%%

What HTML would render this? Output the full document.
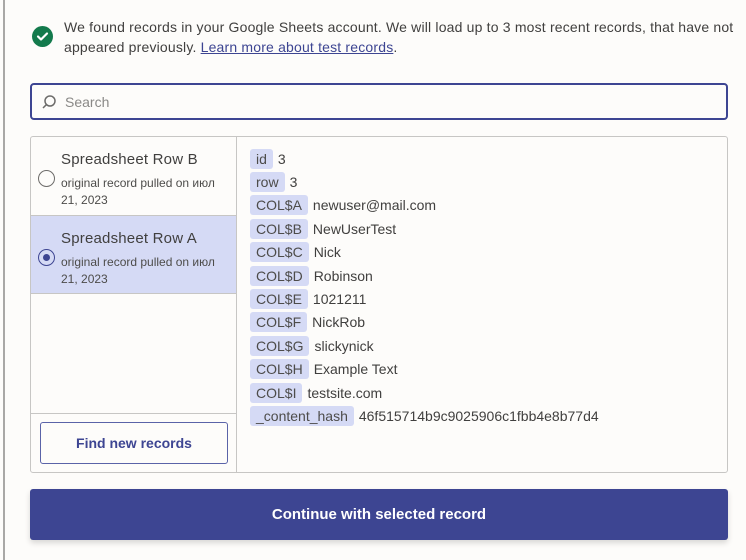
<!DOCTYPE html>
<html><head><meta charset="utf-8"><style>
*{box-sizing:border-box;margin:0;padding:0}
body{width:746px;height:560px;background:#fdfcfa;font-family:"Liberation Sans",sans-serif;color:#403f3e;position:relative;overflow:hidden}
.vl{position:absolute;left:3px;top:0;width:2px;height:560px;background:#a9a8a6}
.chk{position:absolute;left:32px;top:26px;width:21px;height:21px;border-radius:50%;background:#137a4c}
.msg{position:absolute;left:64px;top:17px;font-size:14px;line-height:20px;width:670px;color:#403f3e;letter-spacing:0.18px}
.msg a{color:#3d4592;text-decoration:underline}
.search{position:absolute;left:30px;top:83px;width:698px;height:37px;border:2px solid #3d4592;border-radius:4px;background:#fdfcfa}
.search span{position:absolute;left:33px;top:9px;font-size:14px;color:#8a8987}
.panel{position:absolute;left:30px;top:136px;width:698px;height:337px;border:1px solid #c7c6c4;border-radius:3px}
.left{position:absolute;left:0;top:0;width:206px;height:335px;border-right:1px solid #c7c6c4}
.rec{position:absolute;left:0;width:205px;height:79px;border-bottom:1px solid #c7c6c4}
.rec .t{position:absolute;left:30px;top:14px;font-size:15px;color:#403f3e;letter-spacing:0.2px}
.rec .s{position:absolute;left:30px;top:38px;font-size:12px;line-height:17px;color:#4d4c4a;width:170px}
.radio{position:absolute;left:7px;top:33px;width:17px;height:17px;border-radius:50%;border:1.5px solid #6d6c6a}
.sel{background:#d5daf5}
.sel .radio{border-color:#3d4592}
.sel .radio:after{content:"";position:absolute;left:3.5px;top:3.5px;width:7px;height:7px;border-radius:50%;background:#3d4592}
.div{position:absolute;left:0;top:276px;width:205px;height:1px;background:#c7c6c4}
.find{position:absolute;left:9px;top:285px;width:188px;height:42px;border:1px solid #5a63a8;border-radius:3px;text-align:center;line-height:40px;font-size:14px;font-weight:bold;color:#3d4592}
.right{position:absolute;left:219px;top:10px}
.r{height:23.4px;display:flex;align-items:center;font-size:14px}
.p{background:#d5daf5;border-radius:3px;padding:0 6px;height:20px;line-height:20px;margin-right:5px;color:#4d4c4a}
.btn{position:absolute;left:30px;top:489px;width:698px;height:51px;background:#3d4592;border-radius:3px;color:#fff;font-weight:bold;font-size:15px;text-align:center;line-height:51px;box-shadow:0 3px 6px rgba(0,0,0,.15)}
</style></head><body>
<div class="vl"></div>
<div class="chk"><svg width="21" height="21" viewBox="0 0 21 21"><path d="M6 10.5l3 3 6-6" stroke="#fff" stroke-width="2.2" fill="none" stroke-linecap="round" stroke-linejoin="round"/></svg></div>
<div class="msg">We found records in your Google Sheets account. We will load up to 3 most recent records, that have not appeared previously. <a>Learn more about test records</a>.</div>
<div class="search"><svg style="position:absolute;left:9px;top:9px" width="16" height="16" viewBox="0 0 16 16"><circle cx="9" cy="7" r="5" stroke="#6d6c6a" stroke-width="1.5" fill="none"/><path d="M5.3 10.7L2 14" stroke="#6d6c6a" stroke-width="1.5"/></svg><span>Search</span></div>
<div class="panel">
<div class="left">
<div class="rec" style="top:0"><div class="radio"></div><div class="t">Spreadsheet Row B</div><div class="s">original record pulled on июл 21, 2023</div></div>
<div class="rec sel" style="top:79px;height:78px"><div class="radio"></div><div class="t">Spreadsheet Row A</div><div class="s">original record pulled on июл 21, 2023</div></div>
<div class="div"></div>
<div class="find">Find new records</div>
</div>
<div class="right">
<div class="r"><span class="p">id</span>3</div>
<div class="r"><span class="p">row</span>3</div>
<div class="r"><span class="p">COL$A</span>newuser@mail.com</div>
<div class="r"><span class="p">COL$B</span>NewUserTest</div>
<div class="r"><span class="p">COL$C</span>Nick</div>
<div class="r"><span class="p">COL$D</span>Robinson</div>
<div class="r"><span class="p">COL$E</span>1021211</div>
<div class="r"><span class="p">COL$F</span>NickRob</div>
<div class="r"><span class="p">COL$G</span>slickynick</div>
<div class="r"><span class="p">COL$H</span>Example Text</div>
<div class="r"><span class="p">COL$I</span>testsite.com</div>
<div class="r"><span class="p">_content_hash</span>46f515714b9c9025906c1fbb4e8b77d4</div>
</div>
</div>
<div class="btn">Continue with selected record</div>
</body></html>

%%
%%

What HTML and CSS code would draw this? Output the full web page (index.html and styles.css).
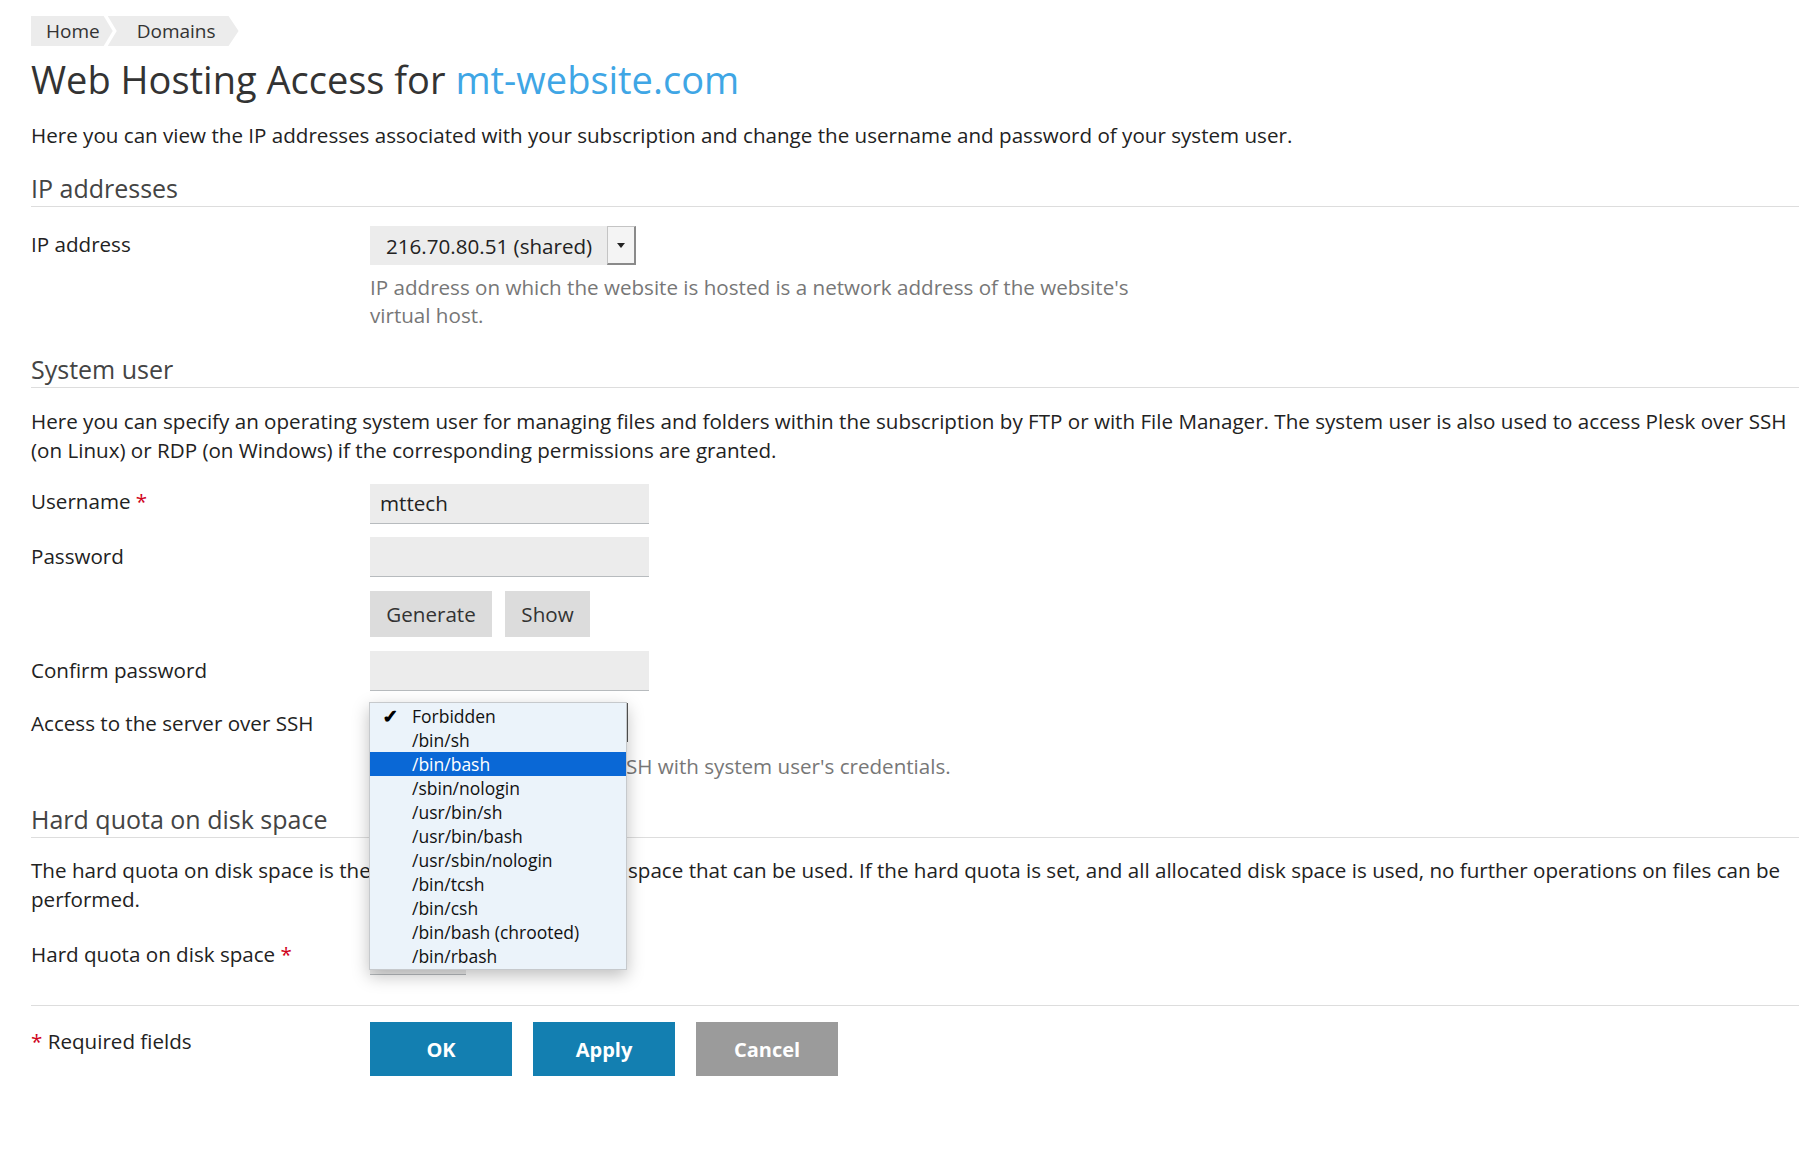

%%

:: Your objective ::
Identify each line of the material where the word "Output" shows up, and copy it.

:: Exercise response ::
What HTML would render this? Output the full document.
What HTML and CSS code would draw this? Output the full web page (index.html and styles.css).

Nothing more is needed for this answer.